Understanding exactly what that machine does — and does not do — changes how you write and check your resume. This guide covers both the mechanism and the self-check process.
How AI Actually Reads Your Resume
There are two distinct types of automated screening — traditional ATS and newer AI-powered screening — and they have different failure modes.
ATS vs AI screening — what each evaluates
Traditional ATS
AI-Powered Screening
What it evaluates
Keyword match, structured data extraction, formatting compliance
Semantic relevance, writing authenticity, experience-to-role fit
Exact keyword matching, clean single-column format, standard headings
Specific language, quantified outcomes, authentic voice, role-specific framing
Used by
98% of Fortune 500, majority of employers
Growing — most common in high-volume tech and finance
How to identify
Application URL: Workday, Taleo, Greenhouse, iCIMS, Lever
Often invisible — assume large-volume employers may use it
The two-stage failure
Your resume can fail at Stage 1 (format/parsing — ATS cannot extract text) or Stage 2 (scoring — ATS can read it but keywords don't match). Stage 1 failures are absolute: if the parser cannot extract your content, you score zero regardless of qualifications. Stage 2 failures are relative: you are filtered out because your keyword match is below the threshold.

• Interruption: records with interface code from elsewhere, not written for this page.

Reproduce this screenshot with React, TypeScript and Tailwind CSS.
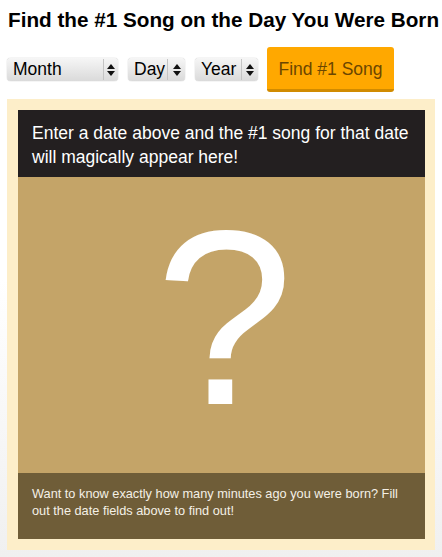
import React from "react";

function FakeSelect({ label, width, textWidth }: { label: string; width: string; textWidth: string }) {
  return (
    <div
      className={`flex h-[23px] items-stretch rounded-[4px] bg-gradient-to-b from-[#f6f6f6] via-[#e8e8e8] to-[#dadada] shadow-[0_0_1px_rgba(0,0,0,0.4)] ${width}`}
    >
      <div className={`flex items-center pl-[6px] text-[17.5px] leading-none text-black ${textWidth}`}>{label}</div>
      <div className="my-[1px] w-px bg-[#c4c4c4]" />
      <div className="flex flex-1 flex-col items-center justify-center gap-[2px]">
        <svg width="8" height="5" viewBox="0 0 8 5"><path d="M4 0 L8 5 L0 5 Z" fill="#111" /></svg>
        <svg width="8" height="5" viewBox="0 0 8 5"><path d="M0 0 L8 0 L4 5 Z" fill="#111" /></svg>
      </div>
    </div>
  );
}

export default function App() {
  return (
    <div
      className="min-h-[557px] w-[442px] bg-gradient-to-b from-white via-white to-[#f0f0f0] pt-[8px]"
      style={{ fontFamily: '"Liberation Sans", Arial, Helvetica, sans-serif' }}
    >
      <h1 className="whitespace-nowrap pl-[8px] text-[20.7px] font-bold leading-[24px] text-black">
        Find the #1 Song on the Day You Were Born
      </h1>
      <div className="mt-[15px] flex items-center pl-[7px]">
        <FakeSelect label="Month" width="w-[111px]" textWidth="w-[96px]" />
        <div className="w-[10px]" />
        <FakeSelect label="Day" width="w-[57px]" textWidth="w-[39px]" />
        <div className="w-[10px]" />
        <FakeSelect label="Year" width="w-[63px]" textWidth="w-[46px]" />
        <div className="w-[9px]" />
        <button className="h-[45px] w-[127px] rounded-[3px] border-b-[3px] border-[#d18b00] bg-[#ffa800] pt-[2px] text-[17.5px] text-[#6b4600]">
          Find #1 Song
        </button>
      </div>
      <div className="mx-[7px] mt-[7px] bg-[#fdeec9] p-[11px] pr-[10px]">
        <div className="h-[67px] bg-[#231f20] pl-[14px] pr-[4px] pt-[11px] text-[17.5px] leading-[24px] text-white">
          Enter a date above and the #1 song for that date will magically appear here!
        </div>
        <div className="flex h-[296px] items-center justify-center bg-[#c4a468]">
          <span className="-mt-[14px] pl-[6px] text-[248px] leading-none text-white">?</span>
        </div>
        <div className="h-[66px] bg-[#6f5d38] px-[14px] pt-[12px] text-[12.75px] leading-[17px] text-[#f4f0e6]">
          Want to know exactly how many minutes ago you were born? Fill out the date fields above to find out!
        </div>
      </div>
    </div>
  );
}
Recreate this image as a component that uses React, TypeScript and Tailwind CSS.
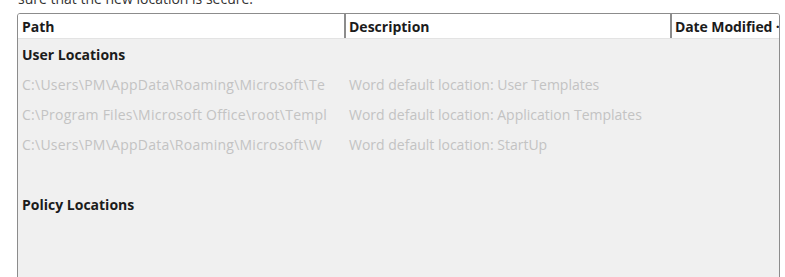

The 5-Step AI Resume Self-Check
You do not need a tool to perform the most important checks. These five steps address the most common failure modes in order of frequency.
1 The Notepad Test — Format and Parsing
Open your resume. Select all text (Ctrl+A). Copy. Paste into Notepad or any plain text editor. Read what you see.
If the text reads in a logical, coherent order — name, then contact, then summary, then experience — ATS can likely parse it. If the text is jumbled, interleaved, or missing sections, you have a format problem. The most common cause: two-column layout where left-column and right-column text gets merged in random order.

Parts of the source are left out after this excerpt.